For those of you who are now wondering what in the world “Hoodwinked!” is, I will explain. “Hoodwinked!” is not only fun to say, (go on, try it!) but is also an animated movie from the early 2000s. The premise? To learn the “true” story of Little Red Riding Hood, a tale distorted by time. (Let it be noted that I know a lot of people who don’t like this movie, but I happen to think it’s pretty awesome and will continue to like it despite protests.)

There are tons of lessons we can learn from fairytales themselves, but that’s a blog post for another time. In this case, we’re taking lessons from the movie loosely based on the fairytale. They are completely different. So…

#1 – No Character is an Island Unto Himself

It’s true folks, this movie made me sit up and see the light on that point! No character exists in his own little bubble. All their lives interconnect, even when they don’t realize it.

There are several characters in “Hoodwinked!” who, at the beginning, seem random and unessential. Until you start to figure out the story behind the story. Suddenly, you realize these characters aren’t random and they are very essential to understanding what’s going on in the Forest. They bring with them a depth the story wouldn’t have had if they had been left out.

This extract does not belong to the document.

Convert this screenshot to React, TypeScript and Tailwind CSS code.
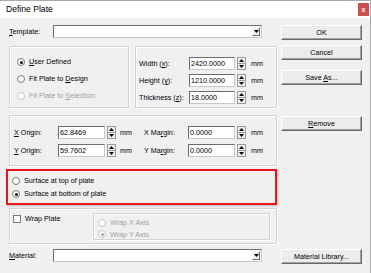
import React from "react";

const lbl = "font-['Liberation_Sans',Arial,sans-serif] text-[7.2px] leading-none text-black";

function U({ children }: { children: React.ReactNode }) {
  return <span className="underline underline-offset-[1px]">{children}</span>;
}

function Radio({
  checked,
  disabled,
  children,
}: {
  checked?: boolean;
  disabled?: boolean;
  children: React.ReactNode;
}) {
  return (
    <div className="flex h-[10px] items-center">
      <span
        className={`flex h-[8px] w-[8px] items-center justify-center rounded-full border bg-white ${
          disabled ? "border-[#c4c4c4]" : "border-[#7a7a7a]"
        }`}
      >
        {checked && (
          <span className={`h-[3px] w-[3px] rounded-full ${disabled ? "bg-[#a0a0a0]" : "bg-black"}`} />
        )}
      </span>
      <span className={`ml-[4px] ${disabled ? "text-[#a0a0a0]" : ""}`}>{children}</span>
    </div>
  );
}

function Arrow({ up }: { up?: boolean }) {
  return (
    <svg width="5" height="3" viewBox="0 0 5 3">
      <path d={up ? "M0 3 L2.5 0 L5 3 Z" : "M0 0 L5 0 L2.5 3 Z"} fill="#000" />
    </svg>
  );
}

function NumField({ value, w = 47 }: { value: string; w?: number }) {
  return (
    <div className="flex h-[13px] items-center">
      <div
        className={`flex h-[13px] items-center border border-t-[#6d6d6d] border-l-[#6d6d6d] border-r-[#c8c8c8] border-b-[#c8c8c8] bg-white pl-[1px] ${
          w === 46 ? "w-[46px]" : "w-[47px]"
        }`}
      >
        {value}
      </div>
      <div className="ml-[2px] flex h-[13px] w-[9px] flex-col border border-[#9a9a9a] bg-[#efefef]">
        <div className="flex flex-1 items-center justify-center border-b border-[#9a9a9a]">
          <Arrow up />
        </div>
        <div className="flex flex-1 items-center justify-center">
          <Arrow />
        </div>
      </div>
    </div>
  );
}

function Combo() {
  return (
    <div className="flex h-[13px] w-[209px] items-center justify-end border border-t-[#6d6d6d] border-l-[#6d6d6d] border-r-[#c8c8c8] border-b-[#c8c8c8] bg-white pr-[1px]">
      <div className="flex h-[9px] w-[8px] items-center justify-center border border-t-white border-l-white border-r-[#6a6a6a] border-b-[#6a6a6a] bg-[#ececec]">
        <Arrow />
      </div>
    </div>
  );
}

function Btn({ children, className = "" }: { children: React.ReactNode; className?: string }) {
  return (
    <div
      className={`flex h-[15px] w-[81px] items-center justify-center border border-t-white border-l-white border-r-[#696969] border-b-[#696969] bg-[#ececec] shadow-[inset_-1px_-1px_0_#a0a0a0] ${className}`}
    >
      {children}
    </div>
  );
}

function Group({ className = "", children }: { className?: string; children?: React.ReactNode }) {
  return (
    <div className={`border border-[#d3d3d3] shadow-[inset_1px_1px_0_#fff,1px_1px_0_#fff] ${className}`}>
      {children}
    </div>
  );
}

export default function App() {
  return (
    <div className={`${lbl} flex h-[273px] w-[371px] flex-col overflow-hidden border-r border-t border-[#a9a9a9] bg-[#f0f0f0]`}>
      <div className="flex h-[17px] items-center bg-white pl-[6px] pr-[1px]">
        <span className="text-[8.6px]">Define Plate</span>
        <div className="ml-auto flex h-[13px] w-[11px] items-center justify-center bg-[#c9504f] text-[7px] font-bold text-white">
          x
        </div>
      </div>

      <div className="flex pl-[9px]">
        <div className="flex w-[268px] flex-col">
          <div className="mt-[7px] flex h-[13px] items-center">
            <span className="w-[44px]">
              <U>T</U>emplate:
            </span>
            <Combo />
          </div>

          <div className="mt-[8px] flex h-[62px]">
            <Group className="w-[120px] pl-[7px] pt-[10px]">
              <div className="flex flex-col gap-[7px]">
                <Radio checked>
                  <U>U</U>ser Defined
                </Radio>
                <Radio>
                  Fit Plate to <U>D</U>esign
                </Radio>
                <Radio disabled>
                  Fit Plate to <U>S</U>election
                </Radio>
              </div>
            </Group>
            <Group className="ml-[6px] w-[142px] pl-[3px] pt-[10px]">
              <div className="flex flex-col gap-[4px]">
                {[
                  ["Width (", "x", "):", "2420.0000"],
                  ["Height (", "y", "):", "1210.0000"],
                  ["Thickness (", "z", "):", "18.0000"],
                ].map(([a, b, c, v]) => (
                  <div key={a} className="flex h-[13px] items-center">
                    <span className="w-[50px]">
                      {a}
                      <U>{b}</U>
                      {c}
                    </span>
                    <NumField value={v} w={46} />
                    <span className="ml-[5px]">mm</span>
                  </div>
                ))}
              </div>
            </Group>
          </div>

          <Group className="mt-[7px] h-[51px] pl-[4px] pt-[10px]">
            <div className="flex flex-col gap-[5px]">
              {[
                ["X", "62.8469", "X Ma", "r", "gin:", "0.0000"],
                ["Y", "59.7602", "Y Ma", "r", "gin:", "0.0000"],
              ].map(([k, v, m1, m2, m3, mv]) => (
                <div key={k} className="flex h-[13px] items-center">
                  <span className="w-[44px]">
                    <U>{k}</U> Origin:
                  </span>
                  <NumField value={v} />
                  <span className="ml-[4px] w-[24px]">mm</span>
                  <span className="w-[44px]">
                    {m1}
                    <U>{m2}</U>
                    {m3}
                  </span>
                  <NumField value={mv} />
                  <span className="ml-[5px]">mm</span>
                </div>
              ))}
            </div>
          </Group>

          <div className="-ml-[3px] mt-[3px] flex h-[36px] w-[271px] flex-col gap-[3px] border-2 border-[#e8161c] pl-[4px] pt-[5px] shadow-[1px_1px_2px_rgba(0,0,0,0.25)]">
            <Radio>Surface at top of plate</Radio>
            <Radio checked>Surface at bottom of plate</Radio>
          </div>

          <Group className="mt-[3px] flex h-[36px] pl-[3px] pt-[4px]">
            <div className="mt-[2px] flex h-[8px] w-[80px] items-center">
              <span className="h-[8px] w-[8px] border border-[#7a7a7a] bg-white" />
              <span className="ml-[4px]">Wrap Plate</span>
            </div>
            <Group className="flex h-[27px] w-[177px] flex-col gap-[2px] pl-[4px] pt-[4px]">
              <Radio disabled>Wrap X Axis</Radio>
              <Radio disabled checked>
                Wrap Y Axis
              </Radio>
            </Group>
          </Group>

          <div className="mt-[5px] flex h-[13px] items-center">
            <span className="w-[44px]">
              <U>M</U>aterial:
            </span>
            <Combo />
          </div>
        </div>

        <div className="ml-[4px] flex flex-col">
          <Btn className="mt-[7px]">OK</Btn>
          <Btn className="mt-[5px]">Cancel</Btn>
          <Btn className="mt-[10px]">
            <span>
              Save <U>A</U>s...
            </span>
          </Btn>
          <Btn className="mt-[31px]">
            <span>
              <U>R</U>emove
            </span>
          </Btn>
          <Btn className="mt-[118px]">Material Library...</Btn>
        </div>
      </div>
    </div>
  );
}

So don’t underestimate those characters that just happen to show up for a brief scene. What if they’ve crossed paths with your hero or villain (or both!) in the past? What if they know more than they’re telling? Think about how their life connects with the other characters’ lives, then see what depth your story has just developed.

#2 – Nothing Should Ever Be As It Seems

“Hoodwinked!” has one major writing advantage to other kids’ movies. Nothing turns out like it seems.

That crazed axe murderer? Not a crazed axe murderer at all. Granny floating through the clouds? Logical explanation. A seemingly random avalanche? Not random at all.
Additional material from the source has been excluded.